Answer 5: Validate Binary

Model answer:

def valid_binary(bits):
    if bits == "":
        return False
    for bit in bits:
        if bit != "0" and bit != "1":
            return False
    return True
 
 
print(valid_binary("1010"))
print(valid_binary(""))
print(valid_binary("1021"))

Expected output:

True
False
False

Mark points:

  • rejects empty string;
  • loops through each character;
  • accepts 0;
  • accepts 1;
  • rejects any other character.

Common weak answer:

  • checking whether the string is numeric, which would wrongly accept 1021.

Answer 6: Validate Hex

Model answer:

def valid_hex(hex_text):
    if hex_text == "":
        return False
 
    allowed = "0123456789ABCDEF"
    for ch in hex_text.upper():
        if ch not in allowed:
            return False
    return True
 
 
print(valid_hex("3A"))
print(valid_hex("ff"))
print(valid_hex(""))
print(valid_hex("G1"))

Expected output:

True
True
False
False

Mark points:

  • rejects empty string;
  • defines the allowed hexadecimal characters;
  • converts lowercase to uppercase or otherwise accepts lowercase;
  • loops through every character;
  • rejects characters outside 0 to 9 and A to F;
  • produces all expected outputs.

Common weak answer:

  • rejecting lowercase ff when the question says lowercase should be accepted.

Answer 7: ASCII Codes

Model answer:

def char_codes(text):
    pairs = []
    for ch in text:
        pairs.append((ch, ord(ch)))
    return pairs
 
 
print(char_codes("Az0"))

Expected output:

[('A', 65), ('z', 122), ('0', 48)]

Mark points:

  • loops through each character;
  • uses ord;
  • stores character and code as a pair;
  • preserves order;
  • returns the expected list.

Common weak answer:

  • using int(ch), which only works for digit characters and does not give the character code.
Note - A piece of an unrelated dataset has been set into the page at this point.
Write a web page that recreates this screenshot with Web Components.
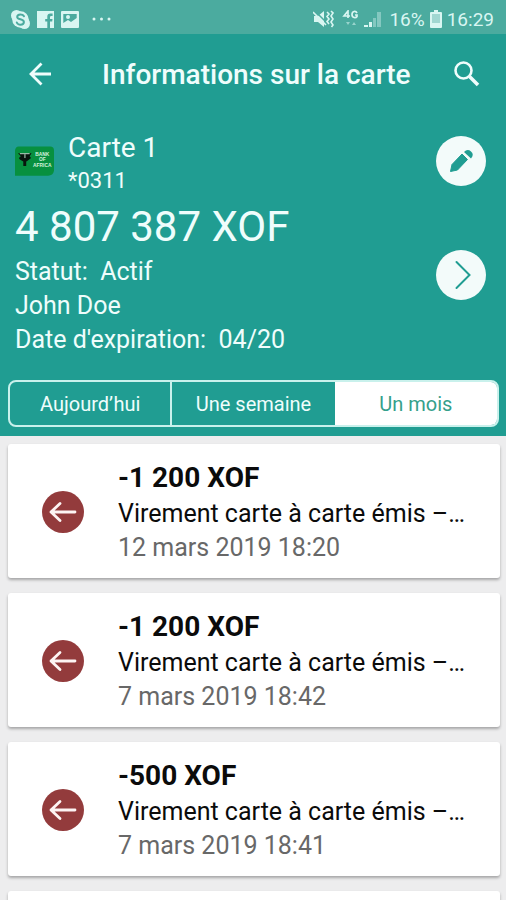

Answer 8: Unicode Characters

Model answer:

def unicode_summary(text):
    return (len(text), len(text.encode("utf-8")))
 
 
print(unicode_summary("A€你"))

Expected output:

(3, 7)

Mark points:

  • counts characters using len(text);
  • encodes as UTF-8 bytes;
  • counts encoded bytes;
  • returns (3, 7) for the given string.

Common weak answer:

  • assuming every character uses one byte. In UTF-8, A uses 1 byte, uses 3 bytes, and uses 3 bytes.

Answer 9: File Conversion

Model answer:

def denary_to_binary(n):
    if n == 0:
        return "0"
 
    digits = ""
    while n > 0:
        remainder = n % 2
        digits = str(remainder) + digits
        n = n // 2
    return digits
 
 
def convert_file(filename):
    results = []
    with open(filename, "r", encoding="utf-8") as f:
        for line in f:
            number = int(line.strip())
            results.append(str(number) + " -> " + denary_to_binary(number))
    return results
 
 
with open("numbers.txt", "w", encoding="utf-8") as f:
    f.write("5\n13\n45\n")
 
print(convert_file("numbers.txt"))

Expected output:

['5 -> 101', '13 -> 1101', '45 -> 101101']

Mark points:

  • opens the file;
  • loops through all lines;
  • strips whitespace;
  • converts each line to an integer;
  • calls the conversion function;
  • formats each result as requested;
  • appends each result to a list;
  • returns the expected list.

Common weak answer:

  • reading only the first line of the file.

Answer 10: Menu Converter

Model answer:

def denary_to_binary(n):
    n = int(n)
    if n == 0:
        return "0"
 
    digits = ""
    while n > 0:
        remainder = n % 2
        digits = str(remainder) + digits
        n = n // 2
    return digits
 
 
def binary_to_denary(bits):
    total = 0
    for bit in bits:
        total = total * 2 + int(bit)
    return str(total)
 
 
def convert_choice(choice, value):
    if choice == "1":
        return binary_to_denary(value)
    if choice == "2":
        return denary_to_binary(value)
    return "INVALID CHOICE"
 
 
print(convert_choice("1", "1101"))
print(convert_choice("2", "13"))
print(convert_choice("9", "13"))

Expected output:

13
1101
INVALID CHOICE

Mark points:

  • defines or calls a binary-to-denary conversion;
  • defines or calls a denary-to-binary conversion;
  • checks choice "1";
  • checks choice "2";
  • returns or prints the selected conversion result;
  • handles invalid choice;
  • converts value types where needed;
  • does not use Python base-conversion shortcuts;
  • produces the three expected outputs;
  • keeps the menu choice logic clear.

Common weak answer:

  • converting both choices in the same direction.